Smarter than the Politicians
This is partly the result of a widespread feeling that parties and politicians are corrupt. Hardly any prominent politician has not faced a scandal in recent years. Netanyahu was accused of accepting luxury hotel stays paid for by others. Minister Lieberman faces an indictment for embezzlement and money laundering. And then there is the case of Moshe Kazaw, the former president, who was sentenced to seven years in prison for rape.
It would be easy to call Israel a corrupt nation, but it isn’t quite that simple, in fact. “There is a lot of exaggeration when it comes to corruption,” says Yossi Shain, a political scientist at Tel Aviv University. “Hunting people with charges of corruption has become a national sport in our country.” According to Transparency International, civil servants are less likely to accept bribes in Israel than in France, and the country gets a more favorable overall rating than Italy and Greece.
And if corruption isn’t as widespread as it seems at first glance, couldn’t it be that ideological obstinacy is not as dominant as it seems?
Intransigence, nationalist and religious extremism paint a gloomy picture that does not in fact coincide with the buoyant mood in the country. In a survey on how satisfied people are with their lives, for example, Israel was rated ninth, well ahead of Germany. This is also part of the picture that is so difficult to understand outside Israel.

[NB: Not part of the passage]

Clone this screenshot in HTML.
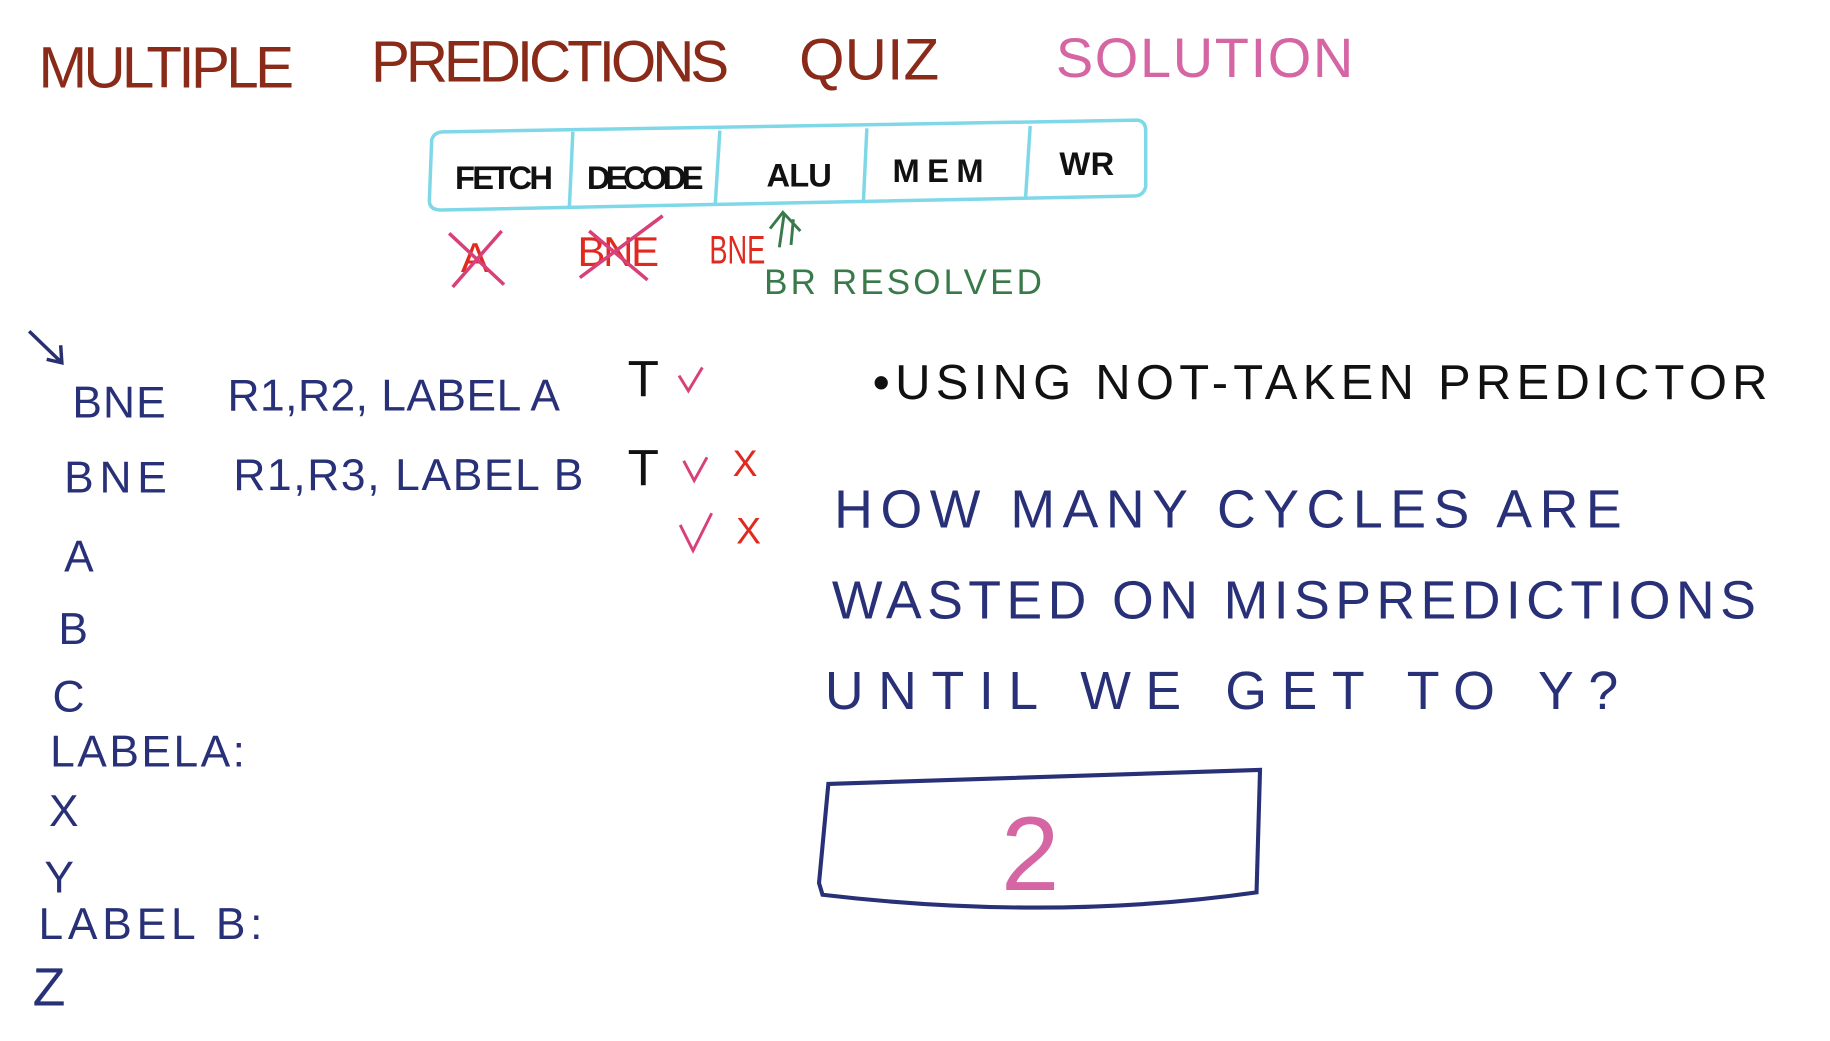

Of course, there is still hope for the future, as yet another survey indicates. Despite being accustomed to a constant state of war, and despite their contempt for the Palestinians, 67 percent of all Jewish Israelis support a peace plan that includes a partition of Jerusalem and a withdrawal from the West Bank, but only 47 percent of Knesset members share this view.
What this shows, most of all, is that ultimately most Israelis are smarter than their politicians.